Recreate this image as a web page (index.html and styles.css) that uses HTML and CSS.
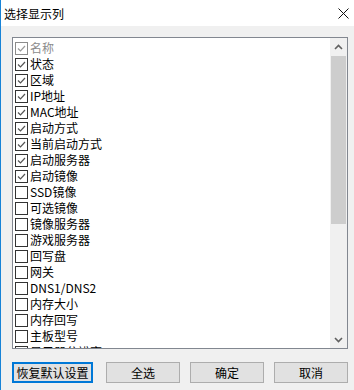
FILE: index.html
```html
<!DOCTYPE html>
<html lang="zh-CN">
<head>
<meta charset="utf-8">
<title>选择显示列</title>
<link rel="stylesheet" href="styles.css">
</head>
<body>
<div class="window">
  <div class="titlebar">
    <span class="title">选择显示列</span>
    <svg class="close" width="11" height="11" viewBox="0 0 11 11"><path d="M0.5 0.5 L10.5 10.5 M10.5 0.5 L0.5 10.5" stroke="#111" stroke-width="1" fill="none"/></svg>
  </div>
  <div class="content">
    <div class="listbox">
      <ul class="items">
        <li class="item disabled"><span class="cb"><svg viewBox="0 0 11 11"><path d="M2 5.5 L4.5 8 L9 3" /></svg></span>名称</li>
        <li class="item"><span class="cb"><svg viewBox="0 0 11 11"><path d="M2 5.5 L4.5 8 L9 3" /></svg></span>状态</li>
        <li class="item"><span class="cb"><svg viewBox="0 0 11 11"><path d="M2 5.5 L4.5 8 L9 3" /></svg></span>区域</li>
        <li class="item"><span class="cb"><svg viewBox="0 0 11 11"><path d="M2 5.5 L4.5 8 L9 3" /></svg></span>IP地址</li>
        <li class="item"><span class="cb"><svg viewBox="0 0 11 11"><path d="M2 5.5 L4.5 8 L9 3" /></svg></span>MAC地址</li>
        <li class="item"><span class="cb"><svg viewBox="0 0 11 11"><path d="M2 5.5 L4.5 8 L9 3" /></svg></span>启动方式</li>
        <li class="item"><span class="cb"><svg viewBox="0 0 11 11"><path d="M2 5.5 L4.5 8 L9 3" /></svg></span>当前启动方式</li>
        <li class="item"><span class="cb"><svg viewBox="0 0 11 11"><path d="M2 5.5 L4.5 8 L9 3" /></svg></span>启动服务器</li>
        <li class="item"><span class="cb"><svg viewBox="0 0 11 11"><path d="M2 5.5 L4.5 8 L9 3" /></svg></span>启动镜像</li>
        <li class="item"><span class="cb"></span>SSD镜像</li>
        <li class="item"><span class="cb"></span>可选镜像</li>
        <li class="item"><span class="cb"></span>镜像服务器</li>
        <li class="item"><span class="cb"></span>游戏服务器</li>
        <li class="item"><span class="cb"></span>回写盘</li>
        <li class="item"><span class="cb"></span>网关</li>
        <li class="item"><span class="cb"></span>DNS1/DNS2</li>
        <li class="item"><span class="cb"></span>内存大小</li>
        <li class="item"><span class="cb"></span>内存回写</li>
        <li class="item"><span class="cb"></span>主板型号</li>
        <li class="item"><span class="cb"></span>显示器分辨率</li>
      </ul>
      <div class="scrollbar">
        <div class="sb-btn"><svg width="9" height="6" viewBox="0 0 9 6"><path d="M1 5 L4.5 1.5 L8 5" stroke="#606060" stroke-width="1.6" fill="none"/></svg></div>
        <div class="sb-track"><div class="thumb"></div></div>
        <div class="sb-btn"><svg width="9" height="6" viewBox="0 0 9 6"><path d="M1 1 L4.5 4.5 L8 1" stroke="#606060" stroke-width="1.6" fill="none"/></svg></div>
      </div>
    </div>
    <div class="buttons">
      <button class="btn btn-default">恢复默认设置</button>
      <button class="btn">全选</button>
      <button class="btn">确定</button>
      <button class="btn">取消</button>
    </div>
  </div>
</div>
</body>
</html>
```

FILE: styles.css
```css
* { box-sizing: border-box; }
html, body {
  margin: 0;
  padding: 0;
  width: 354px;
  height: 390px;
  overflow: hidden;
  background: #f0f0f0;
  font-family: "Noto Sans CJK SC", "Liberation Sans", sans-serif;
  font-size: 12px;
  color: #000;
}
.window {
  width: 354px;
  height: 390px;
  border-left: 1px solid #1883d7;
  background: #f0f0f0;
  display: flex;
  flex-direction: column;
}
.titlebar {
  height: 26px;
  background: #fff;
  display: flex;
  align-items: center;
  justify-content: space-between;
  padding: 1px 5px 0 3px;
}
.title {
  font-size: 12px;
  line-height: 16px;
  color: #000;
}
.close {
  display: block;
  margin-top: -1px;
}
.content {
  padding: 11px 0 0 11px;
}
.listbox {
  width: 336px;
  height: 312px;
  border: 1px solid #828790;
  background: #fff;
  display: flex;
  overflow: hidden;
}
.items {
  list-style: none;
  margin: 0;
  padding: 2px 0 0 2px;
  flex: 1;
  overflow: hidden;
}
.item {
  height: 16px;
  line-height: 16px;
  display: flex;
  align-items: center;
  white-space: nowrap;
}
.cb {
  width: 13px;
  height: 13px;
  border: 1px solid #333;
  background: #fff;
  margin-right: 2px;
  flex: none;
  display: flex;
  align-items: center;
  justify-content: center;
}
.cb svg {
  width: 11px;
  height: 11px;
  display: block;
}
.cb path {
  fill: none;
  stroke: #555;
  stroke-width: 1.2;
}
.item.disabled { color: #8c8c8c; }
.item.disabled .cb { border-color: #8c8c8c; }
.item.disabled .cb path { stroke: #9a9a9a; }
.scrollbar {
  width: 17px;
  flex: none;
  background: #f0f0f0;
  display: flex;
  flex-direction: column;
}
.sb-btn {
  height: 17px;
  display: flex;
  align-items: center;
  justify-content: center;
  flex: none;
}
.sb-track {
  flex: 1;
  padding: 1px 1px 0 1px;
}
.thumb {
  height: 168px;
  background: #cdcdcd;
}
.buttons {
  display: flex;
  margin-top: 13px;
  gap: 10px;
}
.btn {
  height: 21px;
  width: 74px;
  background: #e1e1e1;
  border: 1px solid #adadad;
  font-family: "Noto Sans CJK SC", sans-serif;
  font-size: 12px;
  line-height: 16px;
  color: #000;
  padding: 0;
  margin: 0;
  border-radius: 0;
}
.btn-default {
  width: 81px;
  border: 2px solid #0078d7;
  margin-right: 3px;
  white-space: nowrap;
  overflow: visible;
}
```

= = = =

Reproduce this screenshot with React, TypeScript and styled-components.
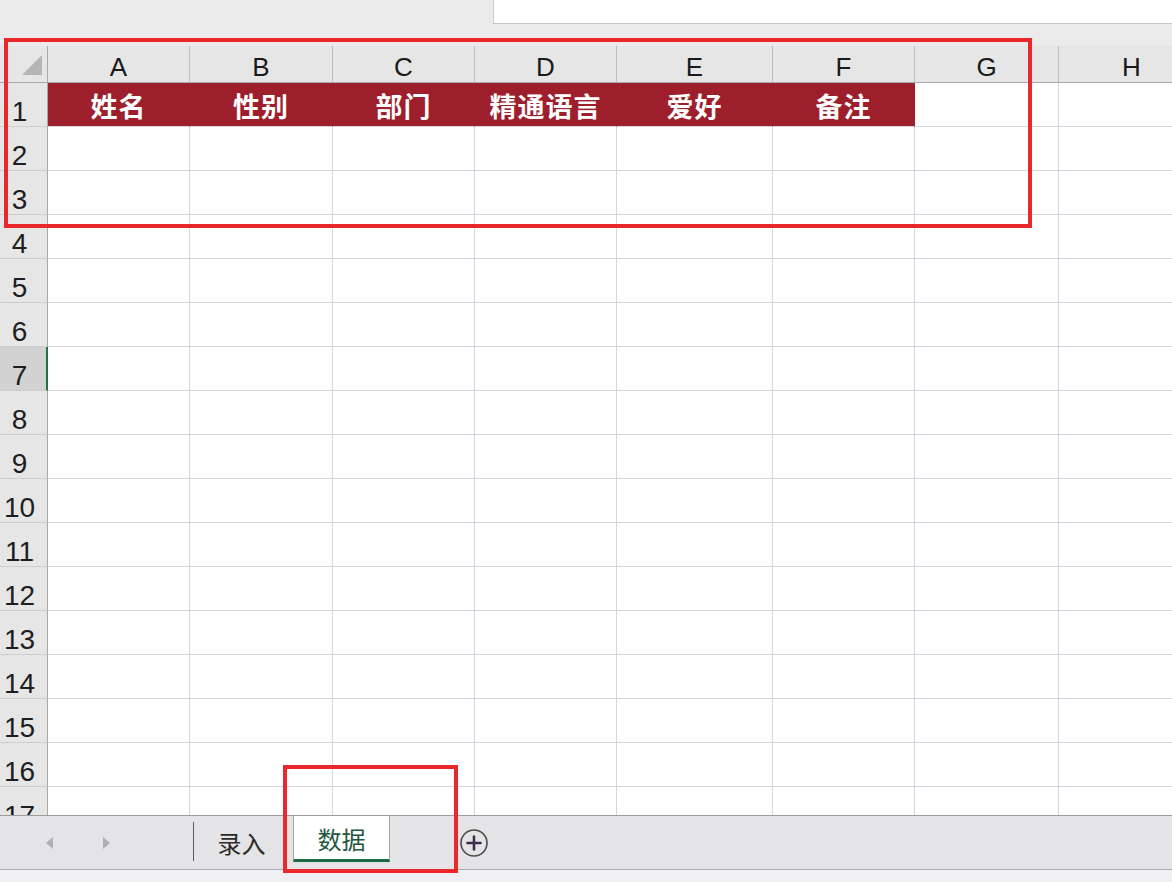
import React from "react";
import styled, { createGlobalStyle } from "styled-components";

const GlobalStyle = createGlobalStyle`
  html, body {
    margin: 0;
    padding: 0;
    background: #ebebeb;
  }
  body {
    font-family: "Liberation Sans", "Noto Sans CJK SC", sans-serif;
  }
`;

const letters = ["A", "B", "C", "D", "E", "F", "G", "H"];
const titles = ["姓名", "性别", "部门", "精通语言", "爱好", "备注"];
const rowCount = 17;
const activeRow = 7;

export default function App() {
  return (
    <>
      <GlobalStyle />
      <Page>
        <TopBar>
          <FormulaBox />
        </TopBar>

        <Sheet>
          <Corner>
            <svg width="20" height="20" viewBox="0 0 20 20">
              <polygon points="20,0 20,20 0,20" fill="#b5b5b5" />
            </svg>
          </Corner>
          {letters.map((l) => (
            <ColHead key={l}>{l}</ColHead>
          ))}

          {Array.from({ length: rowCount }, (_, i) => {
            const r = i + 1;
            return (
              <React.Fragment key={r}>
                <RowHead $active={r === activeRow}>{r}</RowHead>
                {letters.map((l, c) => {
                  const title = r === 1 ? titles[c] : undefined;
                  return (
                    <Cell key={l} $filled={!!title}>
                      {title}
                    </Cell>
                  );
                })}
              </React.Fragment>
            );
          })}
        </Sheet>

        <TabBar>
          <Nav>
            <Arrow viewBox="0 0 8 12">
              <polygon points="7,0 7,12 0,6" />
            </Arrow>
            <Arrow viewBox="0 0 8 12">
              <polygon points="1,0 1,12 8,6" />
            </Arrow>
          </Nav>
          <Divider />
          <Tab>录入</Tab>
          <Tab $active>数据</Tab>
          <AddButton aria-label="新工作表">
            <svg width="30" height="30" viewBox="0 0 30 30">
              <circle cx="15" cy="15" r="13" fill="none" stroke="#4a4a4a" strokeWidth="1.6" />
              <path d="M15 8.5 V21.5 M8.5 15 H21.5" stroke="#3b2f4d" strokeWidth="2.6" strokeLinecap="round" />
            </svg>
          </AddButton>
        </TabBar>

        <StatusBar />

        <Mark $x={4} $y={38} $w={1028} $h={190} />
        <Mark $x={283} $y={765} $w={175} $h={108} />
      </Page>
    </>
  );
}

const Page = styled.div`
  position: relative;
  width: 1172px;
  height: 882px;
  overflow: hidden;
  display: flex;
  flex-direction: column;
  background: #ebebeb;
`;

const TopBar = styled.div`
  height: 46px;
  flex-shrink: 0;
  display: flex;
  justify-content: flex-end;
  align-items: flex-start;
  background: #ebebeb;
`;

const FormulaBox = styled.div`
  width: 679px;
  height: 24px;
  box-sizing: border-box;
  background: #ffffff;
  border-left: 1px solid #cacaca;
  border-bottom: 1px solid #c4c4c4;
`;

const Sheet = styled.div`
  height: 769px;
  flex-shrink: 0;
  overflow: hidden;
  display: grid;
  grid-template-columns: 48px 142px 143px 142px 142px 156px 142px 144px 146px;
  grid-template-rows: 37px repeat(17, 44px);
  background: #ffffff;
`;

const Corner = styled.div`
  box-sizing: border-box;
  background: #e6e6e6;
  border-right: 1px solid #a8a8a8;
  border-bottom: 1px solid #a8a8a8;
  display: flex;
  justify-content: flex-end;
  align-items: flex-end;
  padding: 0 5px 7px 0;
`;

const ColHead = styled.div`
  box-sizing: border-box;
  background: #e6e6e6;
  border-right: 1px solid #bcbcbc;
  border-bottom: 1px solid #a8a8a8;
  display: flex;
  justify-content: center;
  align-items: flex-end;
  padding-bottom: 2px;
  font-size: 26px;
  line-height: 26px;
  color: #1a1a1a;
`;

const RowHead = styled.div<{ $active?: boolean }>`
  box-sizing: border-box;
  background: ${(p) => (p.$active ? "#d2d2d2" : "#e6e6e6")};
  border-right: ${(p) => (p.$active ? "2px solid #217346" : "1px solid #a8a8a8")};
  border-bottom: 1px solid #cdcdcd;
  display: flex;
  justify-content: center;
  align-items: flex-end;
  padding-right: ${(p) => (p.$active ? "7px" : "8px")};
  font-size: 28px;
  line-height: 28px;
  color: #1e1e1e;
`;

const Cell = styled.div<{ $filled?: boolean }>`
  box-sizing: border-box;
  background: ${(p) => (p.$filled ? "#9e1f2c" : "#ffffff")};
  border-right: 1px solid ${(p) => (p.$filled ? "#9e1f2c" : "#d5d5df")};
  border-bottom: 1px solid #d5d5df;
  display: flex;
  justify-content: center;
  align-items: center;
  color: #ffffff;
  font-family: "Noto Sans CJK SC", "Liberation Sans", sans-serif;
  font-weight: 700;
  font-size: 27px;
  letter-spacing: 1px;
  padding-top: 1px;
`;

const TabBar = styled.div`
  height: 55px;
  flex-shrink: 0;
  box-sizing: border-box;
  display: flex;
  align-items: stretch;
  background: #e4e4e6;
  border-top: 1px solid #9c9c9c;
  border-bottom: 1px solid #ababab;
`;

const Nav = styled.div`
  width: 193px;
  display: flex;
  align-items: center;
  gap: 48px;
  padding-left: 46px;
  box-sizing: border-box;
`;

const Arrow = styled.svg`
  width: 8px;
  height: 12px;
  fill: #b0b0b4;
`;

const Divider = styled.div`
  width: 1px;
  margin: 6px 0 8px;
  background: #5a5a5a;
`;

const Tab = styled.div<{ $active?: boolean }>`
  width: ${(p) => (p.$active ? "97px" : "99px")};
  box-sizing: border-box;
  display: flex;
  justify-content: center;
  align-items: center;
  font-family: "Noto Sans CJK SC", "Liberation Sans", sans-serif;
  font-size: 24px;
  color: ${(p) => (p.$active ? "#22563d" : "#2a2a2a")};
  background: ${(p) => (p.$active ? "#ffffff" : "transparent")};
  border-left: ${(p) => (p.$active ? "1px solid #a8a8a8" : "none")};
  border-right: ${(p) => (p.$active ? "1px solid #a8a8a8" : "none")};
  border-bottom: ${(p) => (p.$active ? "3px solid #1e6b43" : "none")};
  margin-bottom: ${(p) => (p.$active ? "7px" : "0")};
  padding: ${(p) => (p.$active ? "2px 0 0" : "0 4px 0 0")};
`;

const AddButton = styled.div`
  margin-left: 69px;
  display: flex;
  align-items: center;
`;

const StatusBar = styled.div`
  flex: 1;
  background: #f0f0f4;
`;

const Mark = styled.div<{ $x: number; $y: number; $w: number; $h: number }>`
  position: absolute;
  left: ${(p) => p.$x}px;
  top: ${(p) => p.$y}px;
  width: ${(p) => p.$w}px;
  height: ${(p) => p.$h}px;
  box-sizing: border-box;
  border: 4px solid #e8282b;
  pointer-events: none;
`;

= = = =

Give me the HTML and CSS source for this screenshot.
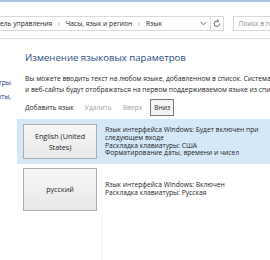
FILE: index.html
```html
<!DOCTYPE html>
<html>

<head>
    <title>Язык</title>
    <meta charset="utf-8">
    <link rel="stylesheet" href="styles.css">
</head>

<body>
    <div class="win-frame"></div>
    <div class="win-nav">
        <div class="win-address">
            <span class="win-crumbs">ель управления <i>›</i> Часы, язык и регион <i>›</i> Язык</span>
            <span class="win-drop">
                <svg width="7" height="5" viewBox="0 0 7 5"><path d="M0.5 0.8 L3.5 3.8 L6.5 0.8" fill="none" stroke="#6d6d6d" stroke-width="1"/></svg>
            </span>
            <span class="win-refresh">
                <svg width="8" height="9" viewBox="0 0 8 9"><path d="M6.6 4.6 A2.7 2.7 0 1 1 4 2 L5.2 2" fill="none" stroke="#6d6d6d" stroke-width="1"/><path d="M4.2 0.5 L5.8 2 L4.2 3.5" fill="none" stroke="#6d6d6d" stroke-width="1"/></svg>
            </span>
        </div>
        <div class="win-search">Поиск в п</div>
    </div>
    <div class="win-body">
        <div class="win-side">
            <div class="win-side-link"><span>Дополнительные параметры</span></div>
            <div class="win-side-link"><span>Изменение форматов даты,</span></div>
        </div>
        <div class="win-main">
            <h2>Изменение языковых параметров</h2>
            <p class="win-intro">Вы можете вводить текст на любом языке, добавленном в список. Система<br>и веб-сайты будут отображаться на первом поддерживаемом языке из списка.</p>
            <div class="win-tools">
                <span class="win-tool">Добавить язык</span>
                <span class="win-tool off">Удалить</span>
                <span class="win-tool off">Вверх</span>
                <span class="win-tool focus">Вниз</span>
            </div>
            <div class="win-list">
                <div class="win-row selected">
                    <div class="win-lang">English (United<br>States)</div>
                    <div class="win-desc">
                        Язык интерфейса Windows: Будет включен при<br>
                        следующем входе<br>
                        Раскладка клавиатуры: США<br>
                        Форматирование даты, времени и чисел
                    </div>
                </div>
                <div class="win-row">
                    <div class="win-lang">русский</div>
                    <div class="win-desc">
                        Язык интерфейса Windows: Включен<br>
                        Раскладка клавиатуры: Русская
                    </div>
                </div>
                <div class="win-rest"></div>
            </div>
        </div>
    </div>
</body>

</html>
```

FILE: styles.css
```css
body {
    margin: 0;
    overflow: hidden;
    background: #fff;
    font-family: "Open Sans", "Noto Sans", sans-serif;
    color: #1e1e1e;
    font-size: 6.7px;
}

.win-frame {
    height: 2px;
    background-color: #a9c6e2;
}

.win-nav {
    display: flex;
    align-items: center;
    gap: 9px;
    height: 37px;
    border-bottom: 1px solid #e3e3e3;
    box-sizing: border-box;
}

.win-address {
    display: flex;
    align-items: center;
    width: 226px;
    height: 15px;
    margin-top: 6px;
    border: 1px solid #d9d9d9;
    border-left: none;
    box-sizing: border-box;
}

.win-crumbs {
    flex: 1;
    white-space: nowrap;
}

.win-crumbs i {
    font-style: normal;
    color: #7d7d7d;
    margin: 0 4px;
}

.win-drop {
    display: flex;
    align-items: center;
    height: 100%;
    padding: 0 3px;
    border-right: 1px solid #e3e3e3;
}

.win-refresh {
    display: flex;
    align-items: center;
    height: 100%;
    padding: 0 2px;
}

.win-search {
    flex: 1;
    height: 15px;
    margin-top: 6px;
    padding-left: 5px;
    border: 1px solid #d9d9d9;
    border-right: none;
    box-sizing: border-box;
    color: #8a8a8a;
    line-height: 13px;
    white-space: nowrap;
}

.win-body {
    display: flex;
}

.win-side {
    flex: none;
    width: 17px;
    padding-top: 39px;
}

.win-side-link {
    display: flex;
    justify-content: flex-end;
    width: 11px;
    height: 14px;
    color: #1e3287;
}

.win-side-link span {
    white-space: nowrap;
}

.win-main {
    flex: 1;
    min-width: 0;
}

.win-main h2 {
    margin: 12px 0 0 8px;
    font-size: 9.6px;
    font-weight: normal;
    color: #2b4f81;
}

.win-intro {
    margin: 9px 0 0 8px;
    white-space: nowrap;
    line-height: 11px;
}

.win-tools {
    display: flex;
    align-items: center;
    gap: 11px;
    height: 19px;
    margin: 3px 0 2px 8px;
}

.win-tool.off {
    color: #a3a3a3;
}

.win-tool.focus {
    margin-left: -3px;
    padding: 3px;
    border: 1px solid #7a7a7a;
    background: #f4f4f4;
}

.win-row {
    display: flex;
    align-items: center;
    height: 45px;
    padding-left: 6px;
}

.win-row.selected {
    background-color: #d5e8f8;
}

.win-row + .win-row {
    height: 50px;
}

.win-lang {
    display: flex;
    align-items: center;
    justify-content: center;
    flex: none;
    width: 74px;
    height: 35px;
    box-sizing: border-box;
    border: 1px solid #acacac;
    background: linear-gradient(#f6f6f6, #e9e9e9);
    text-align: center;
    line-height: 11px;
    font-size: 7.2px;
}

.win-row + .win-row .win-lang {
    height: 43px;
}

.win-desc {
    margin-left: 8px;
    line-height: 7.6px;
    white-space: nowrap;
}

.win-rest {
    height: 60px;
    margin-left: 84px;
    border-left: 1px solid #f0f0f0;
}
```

= = = =

• _Your goal_: Copy every line of the entries above in which "styles" occurs.

• _Task result_:
Recreate this image as a web page (index.html and styles.css) that uses HTML and CSS.
<link rel="stylesheet" href="styles.css">
FILE: styles.css
    <link rel="stylesheet" href="styles.css">
FILE: styles.css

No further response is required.